:: What the task asks ::
Transcribe the material in full, exactly as written.

:: Recorded data ::
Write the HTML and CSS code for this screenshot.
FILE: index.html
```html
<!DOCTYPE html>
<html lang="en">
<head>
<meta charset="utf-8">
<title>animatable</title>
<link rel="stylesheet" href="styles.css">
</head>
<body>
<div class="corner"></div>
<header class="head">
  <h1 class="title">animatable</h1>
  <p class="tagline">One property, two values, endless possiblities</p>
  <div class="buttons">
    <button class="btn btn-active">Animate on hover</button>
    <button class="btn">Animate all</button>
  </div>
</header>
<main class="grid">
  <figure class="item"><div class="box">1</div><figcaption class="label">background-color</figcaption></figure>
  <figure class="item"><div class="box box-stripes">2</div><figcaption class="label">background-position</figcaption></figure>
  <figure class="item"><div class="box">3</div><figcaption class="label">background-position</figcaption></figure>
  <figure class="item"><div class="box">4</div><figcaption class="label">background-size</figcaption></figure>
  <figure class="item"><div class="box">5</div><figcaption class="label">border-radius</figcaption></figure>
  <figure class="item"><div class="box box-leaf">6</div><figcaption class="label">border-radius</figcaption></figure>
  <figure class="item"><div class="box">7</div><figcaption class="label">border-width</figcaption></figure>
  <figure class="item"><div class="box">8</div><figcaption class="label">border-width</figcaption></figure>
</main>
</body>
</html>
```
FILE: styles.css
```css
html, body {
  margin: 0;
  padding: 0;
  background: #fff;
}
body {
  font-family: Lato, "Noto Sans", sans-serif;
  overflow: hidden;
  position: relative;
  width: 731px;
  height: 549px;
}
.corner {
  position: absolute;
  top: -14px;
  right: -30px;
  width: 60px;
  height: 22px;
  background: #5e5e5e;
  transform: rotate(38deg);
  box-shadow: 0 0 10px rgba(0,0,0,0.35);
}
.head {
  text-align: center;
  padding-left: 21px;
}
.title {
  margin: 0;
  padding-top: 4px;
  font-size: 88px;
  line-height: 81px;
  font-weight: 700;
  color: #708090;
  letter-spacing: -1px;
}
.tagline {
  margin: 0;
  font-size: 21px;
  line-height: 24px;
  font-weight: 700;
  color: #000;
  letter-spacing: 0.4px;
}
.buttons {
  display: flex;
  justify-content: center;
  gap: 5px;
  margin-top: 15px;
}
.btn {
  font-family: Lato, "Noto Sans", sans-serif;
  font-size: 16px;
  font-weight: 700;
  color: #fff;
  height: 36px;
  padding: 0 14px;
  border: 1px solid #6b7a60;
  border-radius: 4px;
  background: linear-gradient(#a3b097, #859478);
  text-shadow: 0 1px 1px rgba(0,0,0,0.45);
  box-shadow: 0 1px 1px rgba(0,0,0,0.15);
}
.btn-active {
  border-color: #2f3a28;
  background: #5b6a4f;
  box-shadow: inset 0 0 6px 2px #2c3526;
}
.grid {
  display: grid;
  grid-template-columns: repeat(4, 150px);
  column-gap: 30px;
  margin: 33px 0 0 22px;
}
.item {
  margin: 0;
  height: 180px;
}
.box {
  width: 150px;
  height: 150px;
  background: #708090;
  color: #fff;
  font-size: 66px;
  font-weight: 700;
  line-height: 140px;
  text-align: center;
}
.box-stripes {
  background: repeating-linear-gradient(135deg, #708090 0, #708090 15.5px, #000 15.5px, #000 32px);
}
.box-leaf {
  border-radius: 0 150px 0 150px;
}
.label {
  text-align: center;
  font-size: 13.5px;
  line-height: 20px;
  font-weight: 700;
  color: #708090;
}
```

:: Exercise solution ::
Write the HTML and CSS code for this screenshot.
FILE: index.html
```html
<!DOCTYPE html>
<html lang="en">
<head>
<meta charset="utf-8">
<title>animatable</title>
<link rel="stylesheet" href="styles.css">
</head>
<body>
<div class="corner"></div>
<header class="head">
  <h1 class="title">animatable</h1>
  <p class="tagline">One property, two values, endless possiblities</p>
  <div class="buttons">
    <button class="btn btn-active">Animate on hover</button>
    <button class="btn">Animate all</button>
  </div>
</header>
<main class="grid">
  <figure class="item"><div class="box">1</div><figcaption class="label">background-color</figcaption></figure>
  <figure class="item"><div class="box box-stripes">2</div><figcaption class="label">background-position</figcaption></figure>
  <figure class="item"><div class="box">3</div><figcaption class="label">background-position</figcaption></figure>
  <figure class="item"><div class="box">4</div><figcaption class="label">background-size</figcaption></figure>
  <figure class="item"><div class="box">5</div><figcaption class="label">border-radius</figcaption></figure>
  <figure class="item"><div class="box box-leaf">6</div><figcaption class="label">border-radius</figcaption></figure>
  <figure class="item"><div class="box">7</div><figcaption class="label">border-width</figcaption></figure>
  <figure class="item"><div class="box">8</div><figcaption class="label">border-width</figcaption></figure>
</main>
</body>
</html>
```
FILE: styles.css
```css
html, body {
  margin: 0;
  padding: 0;
  background: #fff;
}
body {
  font-family: Lato, "Noto Sans", sans-serif;
  overflow: hidden;
  position: relative;
  width: 731px;
  height: 549px;
}
.corner {
  position: absolute;
  top: -14px;
  right: -30px;
  width: 60px;
  height: 22px;
  background: #5e5e5e;
  transform: rotate(38deg);
  box-shadow: 0 0 10px rgba(0,0,0,0.35);
}
.head {
  text-align: center;
  padding-left: 21px;
}
.title {
  margin: 0;
  padding-top: 4px;
  font-size: 88px;
  line-height: 81px;
  font-weight: 700;
  color: #708090;
  letter-spacing: -1px;
}
.tagline {
  margin: 0;
  font-size: 21px;
  line-height: 24px;
  font-weight: 700;
  color: #000;
  letter-spacing: 0.4px;
}
.buttons {
  display: flex;
  justify-content: center;
  gap: 5px;
  margin-top: 15px;
}
.btn {
  font-family: Lato, "Noto Sans", sans-serif;
  font-size: 16px;
  font-weight: 700;
  color: #fff;
  height: 36px;
  padding: 0 14px;
  border: 1px solid #6b7a60;
  border-radius: 4px;
  background: linear-gradient(#a3b097, #859478);
  text-shadow: 0 1px 1px rgba(0,0,0,0.45);
  box-shadow: 0 1px 1px rgba(0,0,0,0.15);
}
.btn-active {
  border-color: #2f3a28;
  background: #5b6a4f;
  box-shadow: inset 0 0 6px 2px #2c3526;
}
.grid {
  display: grid;
  grid-template-columns: repeat(4, 150px);
  column-gap: 30px;
  margin: 33px 0 0 22px;
}
.item {
  margin: 0;
  height: 180px;
}
.box {
  width: 150px;
  height: 150px;
  background: #708090;
  color: #fff;
  font-size: 66px;
  font-weight: 700;
  line-height: 140px;
  text-align: center;
}
.box-stripes {
  background: repeating-linear-gradient(135deg, #708090 0, #708090 15.5px, #000 15.5px, #000 32px);
}
.box-leaf {
  border-radius: 0 150px 0 150px;
}
.label {
  text-align: center;
  font-size: 13.5px;
  line-height: 20px;
  font-weight: 700;
  color: #708090;
}
```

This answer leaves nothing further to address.